The initiation of the movement of the representations of the playing pieces is controlled by a plurality of translucent switches 200, located between the top of the displays 19 and the upper half of the housing 13a. Because of their translucent nature, the switches not separately shown in FIG. 1. Each of these switches 200 is formed by a series of translucent panels and wires between the display chips 17 and the playing surface of the gameboard 11. The orientation of the switches 200 in relation to the displays is shown in FIGS. 7 and 8 will be described in detail hereinafter.

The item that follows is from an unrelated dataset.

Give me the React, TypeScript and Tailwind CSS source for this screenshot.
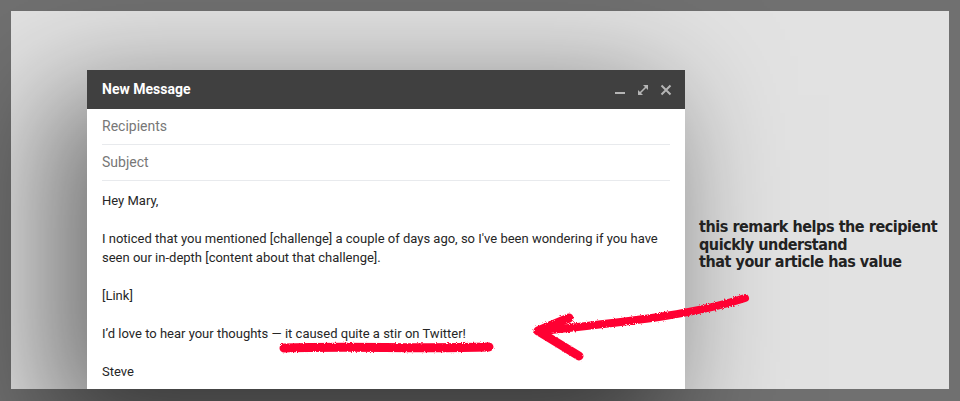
import React from "react";

function Minimize() {
  return (
    <svg width="12" height="12" viewBox="0 0 12 12" className="block">
      <rect x="1" y="8" width="10" height="2" fill="#b5b5b5" />
    </svg>
  );
}
function Expand() {
  return (
    <svg width="12" height="12" viewBox="0 0 12 12" className="block">
      <path d="M2.5 9.5 L9.5 2.5" stroke="#b5b5b5" strokeWidth="1.6" />
      <path d="M6 1 H11 V6 Z" fill="#b5b5b5" />
      <path d="M1 6 V11 H6 Z" fill="#b5b5b5" />
    </svg>
  );
}
function Close() {
  return (
    <svg width="12" height="12" viewBox="0 0 12 12" className="block">
      <path d="M1.5 1.5 L10.5 10.5 M10.5 1.5 L1.5 10.5" stroke="#b5b5b5" strokeWidth="2" />
    </svg>
  );
}

export default function App() {
  return (
    <div className="relative w-[960px] h-[401px] bg-[#707070] p-[11px] overflow-hidden">
      <div className="h-[378px] w-[938px] bg-[#e2e2e2] flex items-start pt-[59px] pl-[76px]">
        <div
          className="w-[598px] h-[319px] bg-white flex flex-col shrink-0 shadow-[-30px_35px_110px_10px_rgba(0,0,0,0.5)]"
          style={{ fontFamily: "Roboto, 'Liberation Sans', Arial, sans-serif" }}
        >
          <div className="h-[39px] bg-[#404040] flex items-center px-[15px] shrink-0">
            <span className="text-white text-[14px] font-bold flex-1">New Message</span>
            <div className="flex items-center gap-[11px] mr-[-2px]">
              <Minimize />
              <Expand />
              <Close />
            </div>
          </div>
          <div className="px-[15px] flex flex-col">
            <div className="h-[36px] flex items-center border-b border-[#e8eaed] text-[14px] text-[#777777]">
              Recipients
            </div>
            <div className="h-[36px] flex items-center border-b border-[#e8eaed] text-[14px] text-[#777777]">
              Subject
            </div>
            <div className="pt-[10px] text-[13px] leading-[19px] text-[#262626] flex flex-col gap-[19px]">
              <p>Hey Mary,</p>
              <p>
                I noticed that you mentioned [challenge] a couple of days ago, so I've been wondering if you have
                seen our in-depth [content about that challenge].
              </p>
              <p>[Link]</p>
              <p>I’d love to hear your thoughts — it caused quite a stir on Twitter!</p>
              <p>Steve</p>
            </div>
          </div>
        </div>
        <div
          className="ml-[14px] mt-[148px] text-[16px] leading-[17.5px] font-bold text-[#222222] whitespace-nowrap tracking-[-0.45px]"
          style={{ fontFamily: "'DejaVu Sans Condensed', 'DejaVu Sans', sans-serif" }}
        >
          <div>this remark helps the recipient</div>
          <div>quickly understand</div>
          <div>that your article has value</div>
        </div>
      </div>
      <svg
        className="absolute inset-0 pointer-events-none"
        width="960"
        height="401"
        viewBox="0 0 960 401"
      >
        <defs>
          <filter id="rough" x="-10%" y="-50%" width="120%" height="200%">
            <feTurbulence type="fractalNoise" baseFrequency="0.9" numOctaves="2" result="n" />
            <feDisplacementMap in="SourceGraphic" in2="n" scale="3" />
          </filter>
        </defs>
        <g filter="url(#rough)" fill="none" stroke="#ff0033" strokeLinecap="round" strokeLinejoin="round">
          <path d="M284 348 C 350 346 420 349 489 347" strokeWidth="9" />
          <path d="M745 298 C 690 316 620 322 541 331" strokeWidth="8" />
          <path d="M569 318 L538 331 L579 356" strokeWidth="9" />
        </g>
      </svg>
    </div>
  );
}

FIGS. 5 and 6, show an electronic logic circuit which is implementing the principles of the present invention. Referring particularly to FIG. 5, the logic circuit is built around a programmable digital microprocessor 10. The digital microprocessor 10 shown in FIG. 5 is an RCA type 1802. This device is a large-scale integration COS/MOS (complementary metal-oxide field-effect transistor) device. The 1802 is an eight-bit register-oriented, central-processing unit designed for use as a general-purpose computing or control element for a wide range of stored-program systems. The 1802 has an eight-bit parallel organization with a bidirectional data bus and a unidirectional address bus. Within the 1802 are sixteen 16-bit registers which can be used as program counters, data pointers, or data registers. As shown in FIG. 5, the present invention uses four of such registers to perform the functions of: (1) a program counter; (2) a buffer to store one of the electronic representations of one of the playing pieces; (3) a buffer to store the address of one of the switches; and (4) a counter to detect the number of times one of the switches has been pressed.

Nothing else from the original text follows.